Souch, who leads RMS’ global modeling product management team from London, says the worst scenario for the state would be a Category 3 or greater hurricane that barrels into Miami causing anywhere from $50 billion to $100 billion in damages.

“There certainly is a very high possibility of a strike that is worse than Katrina,” she says. “That damage estimate is from the wind effect and doesn’t even take into account the impact of flooding.”

Rollins agrees. That worst case scenario was very nearly realized in 1992 with Hurricane Andrew, which came ashore in the Homestead area, about 30 miles south of Miami, and caused an estimated $15 billion in damage. Although many of his fellow Floridians talk about how unlucky the state was with Andrew, Rollins says in fact, “we were very, very lucky.”

“If Andrew tracked about 30 miles north, the $15 billion in losses could have been four times higher.

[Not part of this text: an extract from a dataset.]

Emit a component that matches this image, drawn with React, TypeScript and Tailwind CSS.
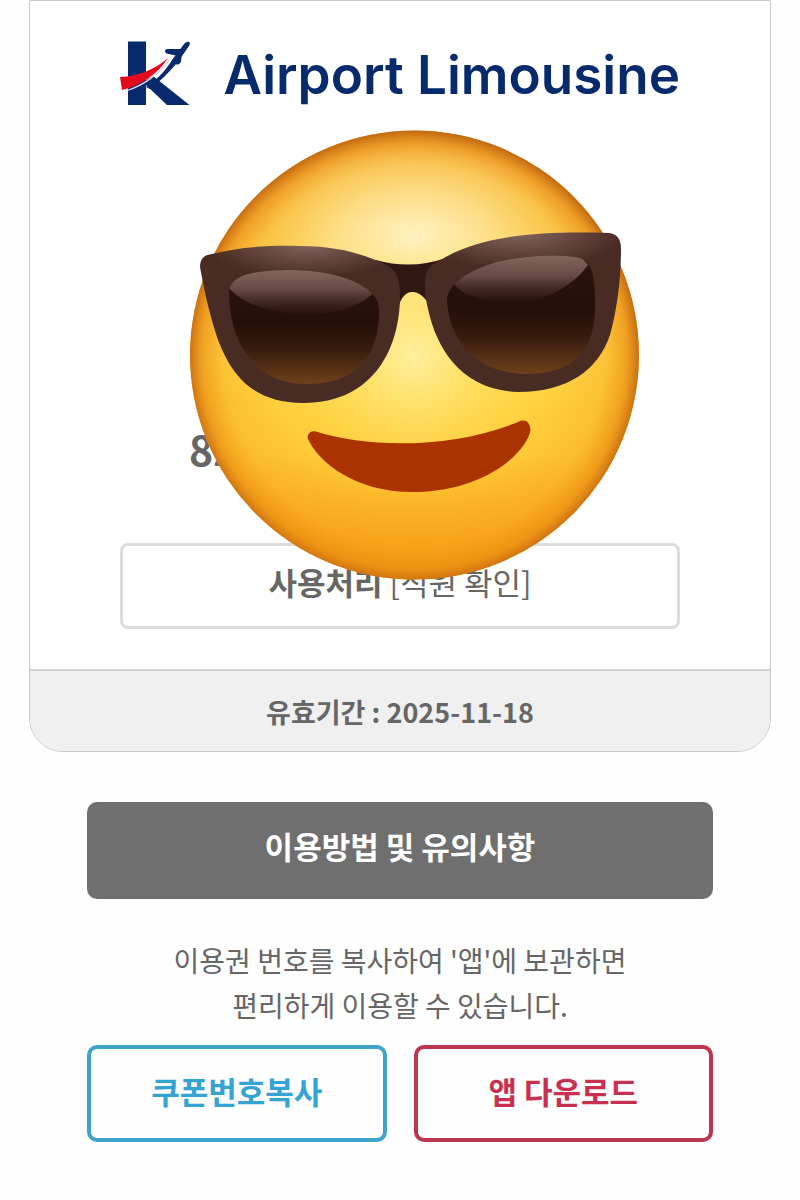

Even back in 1992 dollars, we could have had a $60 billion loss if it had hit downtown Miami, but we narrowly escaped by pure meteorological luck,” Rollins says.

“Hurricane Andrew also was relatively small, so it isn’t just the category of the storm but also how wide it is” that factors into the damage potential, Souch says.

Another worst-case loss scenario involves a powerful storm coming ashore in the Tampa Bay area and tracking across the state on the I-4 corridor, southwest to northeast, hitting Disney World and the Orlando area, then going back out to sea in the Atlantic Ocean.

“That could easily result in losses of $70 billion, according to AIR’s current catalog of hurricane events and our industry-wide exposure database,” Rollins says.

Another big risk is in Tampa Bay itself. “What happens in a storm surge is the action of the wind on the surface of the sea pushes up a wall of water, and if that wall of water comes into Tampa Bay, there is no place for it to escape to,” Souch explains. “It goes inland and hits the north part of the Bay, and that also is where you have the highest concentration of property, both commercial and residential.”